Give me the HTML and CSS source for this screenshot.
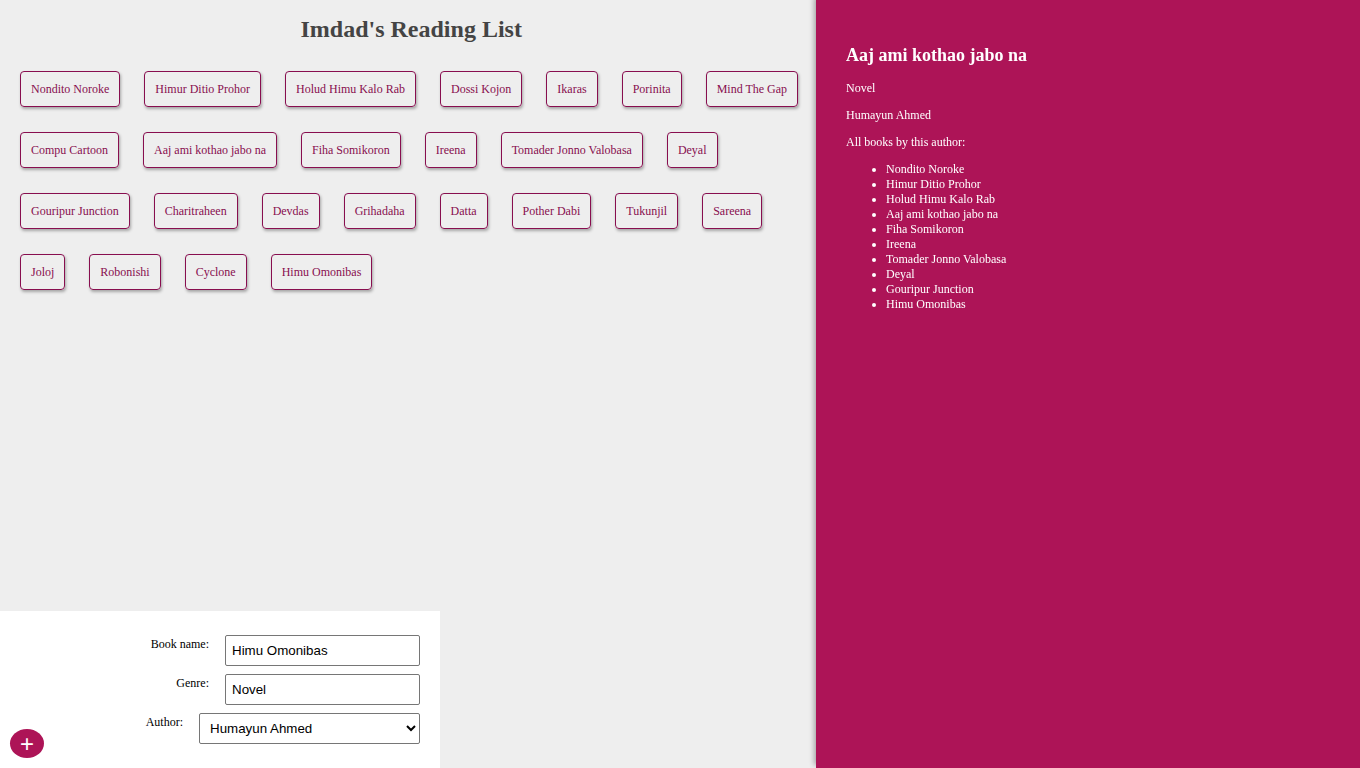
FILE: index.html
```html
<!DOCTYPE html>
<html>
<head>
<meta charset="utf-8">
<title>Imdad's Reading List</title>
<link rel="stylesheet" href="styles.css">
</head>
<body>
<div id="main">
  <h1>Imdad's Reading List</h1>
  <ul id="book-list"><li>Nondito Noroke</li><li>Himur Ditio Prohor</li><li>Holud Himu Kalo Rab</li><li>Dossi Kojon</li><li>Ikaras</li><li>Porinita</li><li>Mind The Gap</li><li>Compu Cartoon</li><li>Aaj ami kothao jabo na</li><li>Fiha Somikoron</li><li>Ireena</li><li>Tomader Jonno Valobasa</li><li>Deyal</li><li>Gouripur Junction</li><li>Charitraheen</li><li>Devdas</li><li>Grihadaha</li><li>Datta</li><li>Pother Dabi</li><li>Tukunjil</li><li>Sareena</li><li>Joloj</li><li>Robonishi</li><li>Cyclone</li><li>Himu Omonibas</li></ul>
  <div id="book-details">
    <div>
      <h2>Aaj ami kothao jabo na</h2>
      <p>Novel</p>
      <p>Humayun Ahmed</p>
      <p>All books by this author:</p>
      <ul class="other-books">
        <li>Nondito Noroke</li>
        <li>Himur Ditio Prohor</li>
        <li>Holud Himu Kalo Rab</li>
        <li>Aaj ami kothao jabo na</li>
        <li>Fiha Somikoron</li>
        <li>Ireena</li>
        <li>Tomader Jonno Valobasa</li>
        <li>Deyal</li>
        <li>Gouripur Junction</li>
        <li>Himu Omonibas</li>
      </ul>
    </div>
  </div>
  <form id="add-book">
    <div class="field">
      <label>Book name:</label>
      <input type="text" value="Himu Omonibas">
    </div>
    <div class="field">
      <label>Genre:</label>
      <input type="text" value="Novel">
    </div>
    <div class="field field-author">
      <label>Author:</label>
      <select>
        <option>Humayun Ahmed</option>
        <option>Sarat Chandra</option>
        <option>Muhammed Zafar Iqbal</option>
      </select>
    </div>
    <button type="button">+</button>
  </form>
</div>
</body>
</html>
```

FILE: styles.css
```css
body {
  background: #eee;
  font-family: "Liberation Serif", "Times New Roman", serif;
  font-size: 12px;
  margin: 0 8px;
}

#main {
  padding: 0;
  box-sizing: border-box;
  width: 60%;
  height: 100%;
}

h1 {
  color: #444;
  text-align: center;
  font-size: 24px;
  margin: 16px 0;
}

#book-list {
  padding: 0;
  margin: 12px 0;
  list-style: none;
}

#book-list li {
  display: inline-block;
  margin: 12px 12px 13px;
  padding: 10px;
  line-height: 14px;
  border-radius: 4px;
  border: 1px solid #880E4F;
  box-shadow: 1px 2px 3px rgba(0, 0, 0, 0.3);
  cursor: pointer;
  color: #880E4F;
}

form {
  background: #fff;
  padding: 20px;
  position: fixed;
  left: 0;
  bottom: 0;
  width: 400px;
}

form .field {
  display: grid;
  grid-template-columns: 1fr 1fr;
  column-gap: 10px;
}

form .field-author {
  grid-template-columns: 1fr 221px;
}

form label {
  text-align: right;
  padding: 6px;
  line-height: 14px;
}

form input,
form select {
  margin: 4px 0;
  padding: 6px;
  box-sizing: border-box;
  font-family: "Liberation Sans", Arial, sans-serif;
  font-size: 13.33px;
  height: 31px;
  border: 1px solid #767676;
  border-radius: 2px;
  background: #fff;
  color: #000;
}

form select {
  padding: 5px 6px;
}

form button {
  color: #fff;
  font-family: "Liberation Sans", Arial, sans-serif;
  font-size: 24px;
  line-height: 29px;
  height: 29px;
  width: 34px;
  background: #AD1457;
  border: 0;
  padding: 0;
  border-radius: 50%;
  cursor: pointer;
  position: absolute;
  bottom: 10px;
  left: 10px;
}

#book-details {
  position: fixed;
  top: 0;
  right: 0;
  width: 40%;
  height: 100%;
  background: #AD1457;
  padding: 30px;
  overflow: auto;
  box-shadow: -2px -3px 5px rgba(0, 0, 0, 0.3);
  box-sizing: border-box;
  color: #fff;
}

#book-details h2 {
  font-size: 18px;
  line-height: 21px;
  margin: 15px 0;
}

#book-details p {
  margin: 12px 0;
  line-height: 15px;
}

#book-details .other-books {
  margin: 12px 0;
  padding-left: 40px;
}

#book-details .other-books li {
  line-height: 15px;
}
```
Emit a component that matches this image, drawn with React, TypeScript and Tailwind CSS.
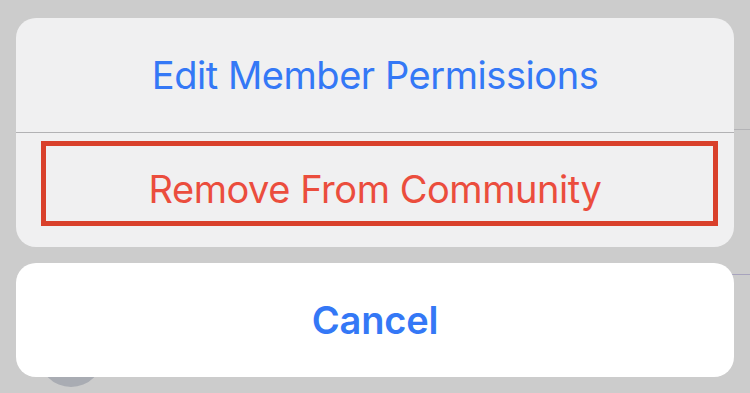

#### [The task]
Pull out all lines containing "this".

#### [Written solution]
Give me the HTML and CSS source for this screenshot.
      <p>All books by this author:</p>
Emit a component that matches this image, drawn with React, TypeScript and Tailwind CSS.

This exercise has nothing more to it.